═════ DATASET

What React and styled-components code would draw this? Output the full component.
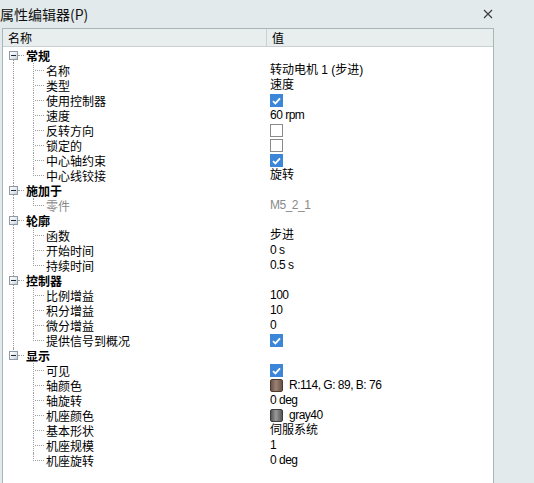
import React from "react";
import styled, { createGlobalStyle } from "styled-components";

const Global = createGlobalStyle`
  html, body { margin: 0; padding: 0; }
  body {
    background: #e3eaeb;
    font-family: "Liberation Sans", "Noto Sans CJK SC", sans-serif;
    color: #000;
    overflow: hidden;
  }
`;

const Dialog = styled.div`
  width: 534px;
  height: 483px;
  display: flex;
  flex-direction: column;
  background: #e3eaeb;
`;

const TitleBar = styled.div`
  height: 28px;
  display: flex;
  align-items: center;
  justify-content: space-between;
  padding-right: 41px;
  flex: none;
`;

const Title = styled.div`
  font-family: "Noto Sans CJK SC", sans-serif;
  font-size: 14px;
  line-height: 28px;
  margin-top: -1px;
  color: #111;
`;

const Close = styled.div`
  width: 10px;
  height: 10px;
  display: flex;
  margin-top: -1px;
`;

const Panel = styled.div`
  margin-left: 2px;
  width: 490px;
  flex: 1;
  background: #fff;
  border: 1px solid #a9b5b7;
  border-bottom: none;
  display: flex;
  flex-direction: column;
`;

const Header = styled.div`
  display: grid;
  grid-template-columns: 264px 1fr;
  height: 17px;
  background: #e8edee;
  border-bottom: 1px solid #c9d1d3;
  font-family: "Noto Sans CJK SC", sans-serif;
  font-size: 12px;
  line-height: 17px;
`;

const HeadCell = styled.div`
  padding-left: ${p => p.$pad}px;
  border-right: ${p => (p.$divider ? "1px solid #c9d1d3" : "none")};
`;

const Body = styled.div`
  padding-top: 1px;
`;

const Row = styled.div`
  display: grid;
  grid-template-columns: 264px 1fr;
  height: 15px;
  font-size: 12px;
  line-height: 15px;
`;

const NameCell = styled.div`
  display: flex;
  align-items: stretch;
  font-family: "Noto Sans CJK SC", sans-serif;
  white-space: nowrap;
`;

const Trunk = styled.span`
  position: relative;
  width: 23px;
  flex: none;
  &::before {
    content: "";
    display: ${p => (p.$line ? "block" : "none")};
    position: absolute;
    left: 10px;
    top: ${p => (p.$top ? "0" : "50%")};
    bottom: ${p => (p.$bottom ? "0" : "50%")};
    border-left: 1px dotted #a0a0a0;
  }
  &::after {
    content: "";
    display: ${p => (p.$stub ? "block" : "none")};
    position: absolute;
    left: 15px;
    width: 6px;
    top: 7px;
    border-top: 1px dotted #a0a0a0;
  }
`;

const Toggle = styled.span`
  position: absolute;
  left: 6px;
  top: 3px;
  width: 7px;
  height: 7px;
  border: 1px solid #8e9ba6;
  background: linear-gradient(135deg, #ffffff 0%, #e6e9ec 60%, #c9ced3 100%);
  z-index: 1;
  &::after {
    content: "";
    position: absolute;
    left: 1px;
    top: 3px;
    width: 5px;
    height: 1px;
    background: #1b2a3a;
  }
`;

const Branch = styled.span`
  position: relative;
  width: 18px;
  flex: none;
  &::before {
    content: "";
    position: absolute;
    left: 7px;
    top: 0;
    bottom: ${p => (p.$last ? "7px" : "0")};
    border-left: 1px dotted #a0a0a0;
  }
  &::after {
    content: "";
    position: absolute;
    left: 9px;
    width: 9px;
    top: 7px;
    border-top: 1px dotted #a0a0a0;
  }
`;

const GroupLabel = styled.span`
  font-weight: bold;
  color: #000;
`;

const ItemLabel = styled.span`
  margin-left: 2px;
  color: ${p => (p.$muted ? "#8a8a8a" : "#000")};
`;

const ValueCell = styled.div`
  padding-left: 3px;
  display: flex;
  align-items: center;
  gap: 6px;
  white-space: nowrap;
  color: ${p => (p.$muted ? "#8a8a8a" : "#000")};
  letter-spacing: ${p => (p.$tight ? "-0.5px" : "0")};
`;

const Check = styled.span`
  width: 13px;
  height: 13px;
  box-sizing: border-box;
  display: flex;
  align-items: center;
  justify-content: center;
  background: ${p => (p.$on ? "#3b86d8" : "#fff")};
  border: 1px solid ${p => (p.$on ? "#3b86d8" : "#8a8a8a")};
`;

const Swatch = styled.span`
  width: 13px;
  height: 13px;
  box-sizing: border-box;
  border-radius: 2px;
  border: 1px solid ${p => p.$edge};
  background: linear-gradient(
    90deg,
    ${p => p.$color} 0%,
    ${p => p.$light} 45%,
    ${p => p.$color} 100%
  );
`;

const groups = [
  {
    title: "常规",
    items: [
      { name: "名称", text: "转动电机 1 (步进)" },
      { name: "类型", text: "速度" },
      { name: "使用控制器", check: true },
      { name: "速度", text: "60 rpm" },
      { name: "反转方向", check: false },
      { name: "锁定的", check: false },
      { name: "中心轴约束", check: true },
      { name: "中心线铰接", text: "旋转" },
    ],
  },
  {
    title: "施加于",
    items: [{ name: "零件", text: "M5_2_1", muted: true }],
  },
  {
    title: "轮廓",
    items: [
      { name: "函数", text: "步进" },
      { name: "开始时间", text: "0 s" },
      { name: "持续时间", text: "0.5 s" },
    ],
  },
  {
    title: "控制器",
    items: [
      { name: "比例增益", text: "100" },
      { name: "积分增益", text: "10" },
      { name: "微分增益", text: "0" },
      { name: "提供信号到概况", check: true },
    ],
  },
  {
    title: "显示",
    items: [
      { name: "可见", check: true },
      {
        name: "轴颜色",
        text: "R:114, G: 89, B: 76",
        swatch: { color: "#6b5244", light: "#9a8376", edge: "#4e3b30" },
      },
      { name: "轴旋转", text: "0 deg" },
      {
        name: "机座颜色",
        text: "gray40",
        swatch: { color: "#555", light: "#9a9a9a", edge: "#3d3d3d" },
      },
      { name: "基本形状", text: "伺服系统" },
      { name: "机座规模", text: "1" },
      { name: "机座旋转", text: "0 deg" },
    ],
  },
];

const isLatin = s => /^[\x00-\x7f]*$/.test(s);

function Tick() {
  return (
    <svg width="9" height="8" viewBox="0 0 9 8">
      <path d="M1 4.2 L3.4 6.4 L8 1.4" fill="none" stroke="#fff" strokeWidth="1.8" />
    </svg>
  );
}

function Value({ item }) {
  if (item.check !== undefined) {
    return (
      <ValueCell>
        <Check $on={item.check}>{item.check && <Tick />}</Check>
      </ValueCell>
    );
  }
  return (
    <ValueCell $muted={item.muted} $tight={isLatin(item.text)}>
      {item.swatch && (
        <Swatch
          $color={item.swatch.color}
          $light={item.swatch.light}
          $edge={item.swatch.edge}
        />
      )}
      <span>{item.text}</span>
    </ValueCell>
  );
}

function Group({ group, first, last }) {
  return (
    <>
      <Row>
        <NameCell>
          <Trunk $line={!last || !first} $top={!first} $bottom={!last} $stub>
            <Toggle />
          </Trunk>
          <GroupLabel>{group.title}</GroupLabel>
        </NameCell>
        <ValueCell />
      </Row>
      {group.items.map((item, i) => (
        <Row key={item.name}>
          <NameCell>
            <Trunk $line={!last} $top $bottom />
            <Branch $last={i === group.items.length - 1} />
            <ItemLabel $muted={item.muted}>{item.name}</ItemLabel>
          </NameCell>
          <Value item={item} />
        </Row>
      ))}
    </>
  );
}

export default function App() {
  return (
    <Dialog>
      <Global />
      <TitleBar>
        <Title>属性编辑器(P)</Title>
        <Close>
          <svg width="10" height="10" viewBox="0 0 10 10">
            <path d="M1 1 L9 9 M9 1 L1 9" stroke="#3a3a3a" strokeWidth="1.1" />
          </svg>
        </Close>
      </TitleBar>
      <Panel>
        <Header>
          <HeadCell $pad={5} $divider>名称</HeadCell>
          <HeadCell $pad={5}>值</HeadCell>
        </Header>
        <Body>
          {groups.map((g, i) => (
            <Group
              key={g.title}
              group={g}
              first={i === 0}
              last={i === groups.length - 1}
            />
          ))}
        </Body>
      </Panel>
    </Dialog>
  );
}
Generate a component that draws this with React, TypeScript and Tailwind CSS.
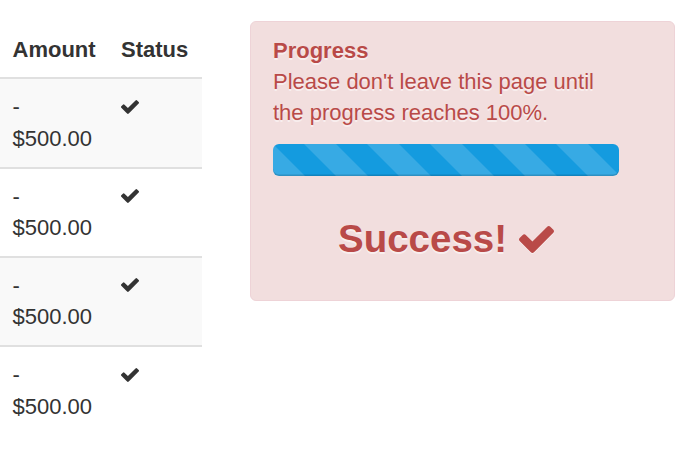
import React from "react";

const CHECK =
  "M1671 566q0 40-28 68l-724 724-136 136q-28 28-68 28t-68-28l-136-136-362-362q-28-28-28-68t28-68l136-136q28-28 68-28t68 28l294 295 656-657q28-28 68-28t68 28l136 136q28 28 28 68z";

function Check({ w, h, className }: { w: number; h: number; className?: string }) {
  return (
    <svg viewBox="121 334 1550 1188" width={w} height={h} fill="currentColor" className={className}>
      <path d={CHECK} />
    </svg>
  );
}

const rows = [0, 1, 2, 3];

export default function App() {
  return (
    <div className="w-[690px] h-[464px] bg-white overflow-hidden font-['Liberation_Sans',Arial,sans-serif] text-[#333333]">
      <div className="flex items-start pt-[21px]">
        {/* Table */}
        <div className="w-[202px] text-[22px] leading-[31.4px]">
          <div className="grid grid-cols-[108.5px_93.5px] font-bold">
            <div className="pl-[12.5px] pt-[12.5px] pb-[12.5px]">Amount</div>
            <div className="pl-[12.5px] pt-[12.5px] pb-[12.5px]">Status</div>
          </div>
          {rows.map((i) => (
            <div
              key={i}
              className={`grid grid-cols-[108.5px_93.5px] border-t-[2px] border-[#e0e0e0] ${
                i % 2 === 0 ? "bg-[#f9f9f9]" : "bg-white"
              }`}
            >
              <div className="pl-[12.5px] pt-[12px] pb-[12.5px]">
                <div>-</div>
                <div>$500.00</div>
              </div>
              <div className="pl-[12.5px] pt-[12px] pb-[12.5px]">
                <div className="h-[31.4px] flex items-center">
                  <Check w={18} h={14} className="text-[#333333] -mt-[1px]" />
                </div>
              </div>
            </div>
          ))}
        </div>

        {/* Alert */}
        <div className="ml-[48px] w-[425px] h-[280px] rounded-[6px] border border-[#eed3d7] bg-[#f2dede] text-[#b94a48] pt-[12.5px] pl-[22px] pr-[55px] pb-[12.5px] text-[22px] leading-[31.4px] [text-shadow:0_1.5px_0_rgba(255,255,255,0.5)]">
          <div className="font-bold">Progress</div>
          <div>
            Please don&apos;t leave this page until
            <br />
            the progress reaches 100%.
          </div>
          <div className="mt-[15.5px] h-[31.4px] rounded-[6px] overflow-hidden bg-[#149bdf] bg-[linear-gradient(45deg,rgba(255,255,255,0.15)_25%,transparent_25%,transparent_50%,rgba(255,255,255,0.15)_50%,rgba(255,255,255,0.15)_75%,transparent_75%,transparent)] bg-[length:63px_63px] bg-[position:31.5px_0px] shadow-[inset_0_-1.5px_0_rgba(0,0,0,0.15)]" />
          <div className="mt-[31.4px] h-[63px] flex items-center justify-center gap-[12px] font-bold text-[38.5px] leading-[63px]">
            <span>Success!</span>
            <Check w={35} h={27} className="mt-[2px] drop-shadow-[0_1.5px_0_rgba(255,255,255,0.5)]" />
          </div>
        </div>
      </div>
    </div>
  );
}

══════════

[WORK TO COMPLETE]
From the line with "Generate a component" to the line with "const rows = [0, 1, 2, 3];", set down those lines word for word and only those, counting both ends. Pictures stay out of the copy.

[SOLUTION TO THIS PROBLEM]
Generate a component that draws this with React, TypeScript and Tailwind CSS.
import React from "react";

const CHECK =
  "M1671 566q0 40-28 68l-724 724-136 136q-28 28-68 28t-68-28l-136-136-362-362q-28-28-28-68t28-68l136-136q28-28 68-28t68 28l294 295 656-657q28-28 68-28t68 28l136 136q28 28 28 68z";

function Check({ w, h, className }: { w: number; h: number; className?: string }) {
  return (
    <svg viewBox="121 334 1550 1188" width={w} height={h} fill="currentColor" className={className}>
      <path d={CHECK} />
    </svg>
  );
}

const rows = [0, 1, 2, 3];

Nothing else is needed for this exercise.